Stated task |
Take the material below and retype it in full; pictures are left out.

++++++

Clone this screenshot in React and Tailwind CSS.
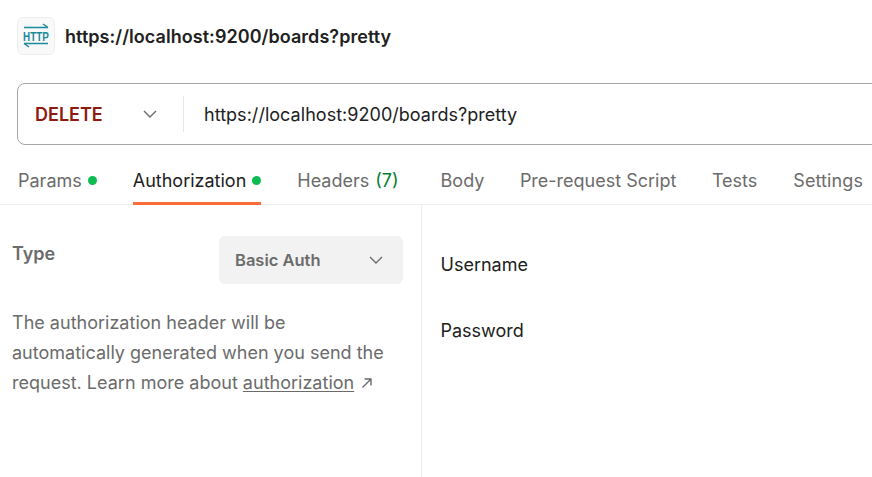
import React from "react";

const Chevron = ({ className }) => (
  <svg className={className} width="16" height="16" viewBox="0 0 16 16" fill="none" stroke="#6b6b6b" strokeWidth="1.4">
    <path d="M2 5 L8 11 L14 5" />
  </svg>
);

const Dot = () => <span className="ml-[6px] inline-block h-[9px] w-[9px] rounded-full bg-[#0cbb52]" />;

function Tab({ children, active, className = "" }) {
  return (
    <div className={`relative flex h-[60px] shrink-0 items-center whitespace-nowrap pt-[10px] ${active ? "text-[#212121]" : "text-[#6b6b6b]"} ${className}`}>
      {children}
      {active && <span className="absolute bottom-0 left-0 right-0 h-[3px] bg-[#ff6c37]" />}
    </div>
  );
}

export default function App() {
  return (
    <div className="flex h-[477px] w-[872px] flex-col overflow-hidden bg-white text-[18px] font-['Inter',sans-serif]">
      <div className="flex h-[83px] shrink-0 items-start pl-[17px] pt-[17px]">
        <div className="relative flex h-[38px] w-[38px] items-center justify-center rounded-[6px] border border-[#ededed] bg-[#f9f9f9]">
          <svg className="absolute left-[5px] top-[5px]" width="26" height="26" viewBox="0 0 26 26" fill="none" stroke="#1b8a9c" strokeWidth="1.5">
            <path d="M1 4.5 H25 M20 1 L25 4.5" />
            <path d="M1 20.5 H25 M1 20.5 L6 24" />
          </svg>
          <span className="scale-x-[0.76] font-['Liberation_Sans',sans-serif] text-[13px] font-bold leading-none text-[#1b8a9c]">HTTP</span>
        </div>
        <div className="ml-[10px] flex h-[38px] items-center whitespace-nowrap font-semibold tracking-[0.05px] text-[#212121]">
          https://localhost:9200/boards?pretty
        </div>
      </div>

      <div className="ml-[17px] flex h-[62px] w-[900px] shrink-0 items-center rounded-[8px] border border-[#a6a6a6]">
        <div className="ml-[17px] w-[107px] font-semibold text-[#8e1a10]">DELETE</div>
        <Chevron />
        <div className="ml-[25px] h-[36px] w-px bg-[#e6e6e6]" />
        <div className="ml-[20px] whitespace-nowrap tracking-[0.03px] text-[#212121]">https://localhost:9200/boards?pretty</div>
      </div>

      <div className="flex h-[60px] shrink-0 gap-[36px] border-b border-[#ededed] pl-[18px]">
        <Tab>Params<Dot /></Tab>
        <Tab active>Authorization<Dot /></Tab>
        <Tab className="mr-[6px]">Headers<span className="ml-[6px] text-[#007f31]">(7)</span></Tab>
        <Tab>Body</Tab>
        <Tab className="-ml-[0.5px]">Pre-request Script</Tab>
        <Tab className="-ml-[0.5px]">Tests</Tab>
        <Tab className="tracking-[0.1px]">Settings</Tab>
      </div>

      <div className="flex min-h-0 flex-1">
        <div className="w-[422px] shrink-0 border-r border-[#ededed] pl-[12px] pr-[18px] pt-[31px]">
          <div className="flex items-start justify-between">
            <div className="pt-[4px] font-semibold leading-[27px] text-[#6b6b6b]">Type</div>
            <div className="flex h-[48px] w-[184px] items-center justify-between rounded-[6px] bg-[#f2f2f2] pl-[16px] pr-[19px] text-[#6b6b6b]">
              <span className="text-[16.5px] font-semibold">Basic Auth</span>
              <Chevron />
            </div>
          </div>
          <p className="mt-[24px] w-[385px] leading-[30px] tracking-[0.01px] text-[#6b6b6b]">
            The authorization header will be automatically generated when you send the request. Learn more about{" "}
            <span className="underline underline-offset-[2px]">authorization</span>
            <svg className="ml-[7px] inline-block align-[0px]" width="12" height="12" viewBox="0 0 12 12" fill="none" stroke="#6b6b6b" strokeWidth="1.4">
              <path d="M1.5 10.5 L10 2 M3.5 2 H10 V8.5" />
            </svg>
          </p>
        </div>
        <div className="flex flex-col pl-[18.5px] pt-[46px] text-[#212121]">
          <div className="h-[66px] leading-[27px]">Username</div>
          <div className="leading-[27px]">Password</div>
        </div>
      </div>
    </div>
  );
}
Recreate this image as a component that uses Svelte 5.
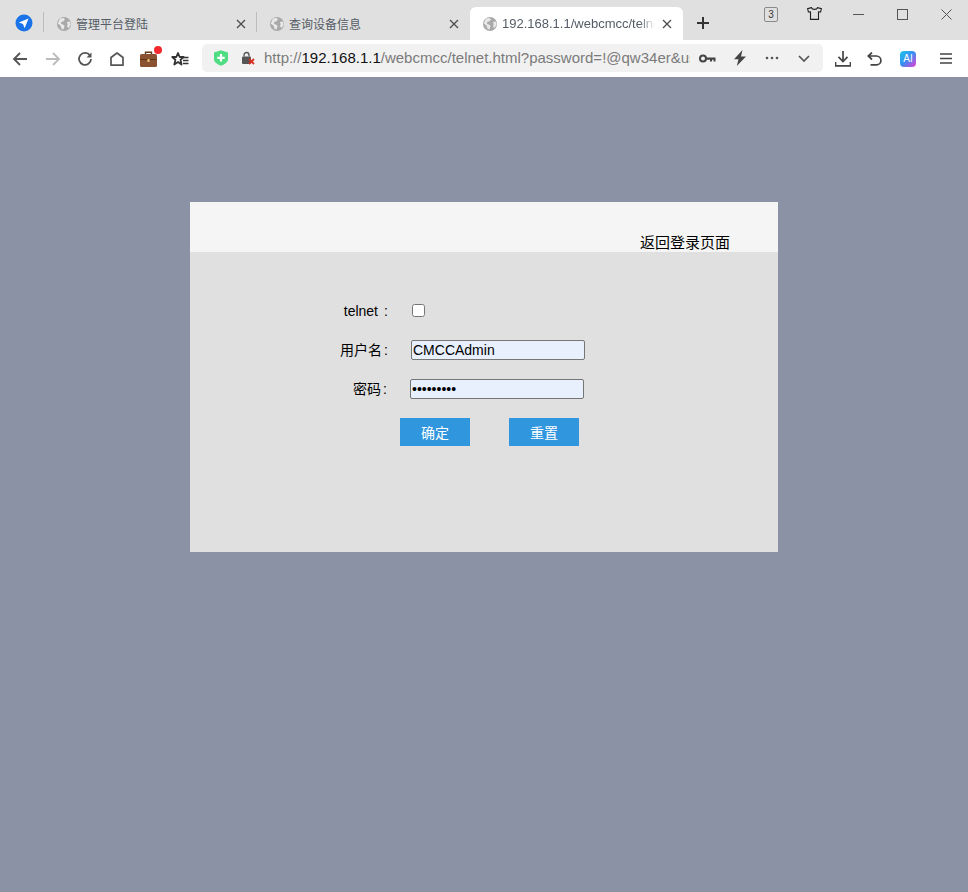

++++++

Output of the exercise |
Clone this screenshot in React and Tailwind CSS.
import React from "react";

const Chevron = ({ className }) => (
  <svg className={className} width="16" height="16" viewBox="0 0 16 16" fill="none" stroke="#6b6b6b" strokeWidth="1.4">
    <path d="M2 5 L8 11 L14 5" />
  </svg>
);

const Dot = () => <span className="ml-[6px] inline-block h-[9px] w-[9px] rounded-full bg-[#0cbb52]" />;

function Tab({ children, active, className = "" }) {
  return (
    <div className={`relative flex h-[60px] shrink-0 items-center whitespace-nowrap pt-[10px] ${active ? "text-[#212121]" : "text-[#6b6b6b]"} ${className}`}>
      {children}
      {active && <span className="absolute bottom-0 left-0 right-0 h-[3px] bg-[#ff6c37]" />}
    </div>
  );
}

export default function App() {
  return (
    <div className="flex h-[477px] w-[872px] flex-col overflow-hidden bg-white text-[18px] font-['Inter',sans-serif]">
      <div className="flex h-[83px] shrink-0 items-start pl-[17px] pt-[17px]">
        <div className="relative flex h-[38px] w-[38px] items-center justify-center rounded-[6px] border border-[#ededed] bg-[#f9f9f9]">
          <svg className="absolute left-[5px] top-[5px]" width="26" height="26" viewBox="0 0 26 26" fill="none" stroke="#1b8a9c" strokeWidth="1.5">
            <path d="M1 4.5 H25 M20 1 L25 4.5" />
            <path d="M1 20.5 H25 M1 20.5 L6 24" />
          </svg>
          <span className="scale-x-[0.76] font-['Liberation_Sans',sans-serif] text-[13px] font-bold leading-none text-[#1b8a9c]">HTTP</span>
        </div>
        <div className="ml-[10px] flex h-[38px] items-center whitespace-nowrap font-semibold tracking-[0.05px] text-[#212121]">
          https://localhost:9200/boards?pretty
        </div>
      </div>

      <div className="ml-[17px] flex h-[62px] w-[900px] shrink-0 items-center rounded-[8px] border border-[#a6a6a6]">
        <div className="ml-[17px] w-[107px] font-semibold text-[#8e1a10]">DELETE</div>
        <Chevron />
        <div className="ml-[25px] h-[36px] w-px bg-[#e6e6e6]" />
        <div className="ml-[20px] whitespace-nowrap tracking-[0.03px] text-[#212121]">https://localhost:9200/boards?pretty</div>
      </div>

      <div className="flex h-[60px] shrink-0 gap-[36px] border-b border-[#ededed] pl-[18px]">
        <Tab>Params<Dot /></Tab>
        <Tab active>Authorization<Dot /></Tab>
        <Tab className="mr-[6px]">Headers<span className="ml-[6px] text-[#007f31]">(7)</span></Tab>
        <Tab>Body</Tab>
        <Tab className="-ml-[0.5px]">Pre-request Script</Tab>
        <Tab className="-ml-[0.5px]">Tests</Tab>
        <Tab className="tracking-[0.1px]">Settings</Tab>
      </div>

      <div className="flex min-h-0 flex-1">
        <div className="w-[422px] shrink-0 border-r border-[#ededed] pl-[12px] pr-[18px] pt-[31px]">
          <div className="flex items-start justify-between">
            <div className="pt-[4px] font-semibold leading-[27px] text-[#6b6b6b]">Type</div>
            <div className="flex h-[48px] w-[184px] items-center justify-between rounded-[6px] bg-[#f2f2f2] pl-[16px] pr-[19px] text-[#6b6b6b]">
              <span className="text-[16.5px] font-semibold">Basic Auth</span>
              <Chevron />
            </div>
          </div>
          <p className="mt-[24px] w-[385px] leading-[30px] tracking-[0.01px] text-[#6b6b6b]">
            The authorization header will be automatically generated when you send the request. Learn more about{" "}
            <span className="underline underline-offset-[2px]">authorization</span>
            <svg className="ml-[7px] inline-block align-[0px]" width="12" height="12" viewBox="0 0 12 12" fill="none" stroke="#6b6b6b" strokeWidth="1.4">
              <path d="M1.5 10.5 L10 2 M3.5 2 H10 V8.5" />
            </svg>
          </p>
        </div>
        <div className="flex flex-col pl-[18.5px] pt-[46px] text-[#212121]">
          <div className="h-[66px] leading-[27px]">Username</div>
          <div className="leading-[27px]">Password</div>
        </div>
      </div>
    </div>
  );
}
Recreate this image as a component that uses Svelte 5.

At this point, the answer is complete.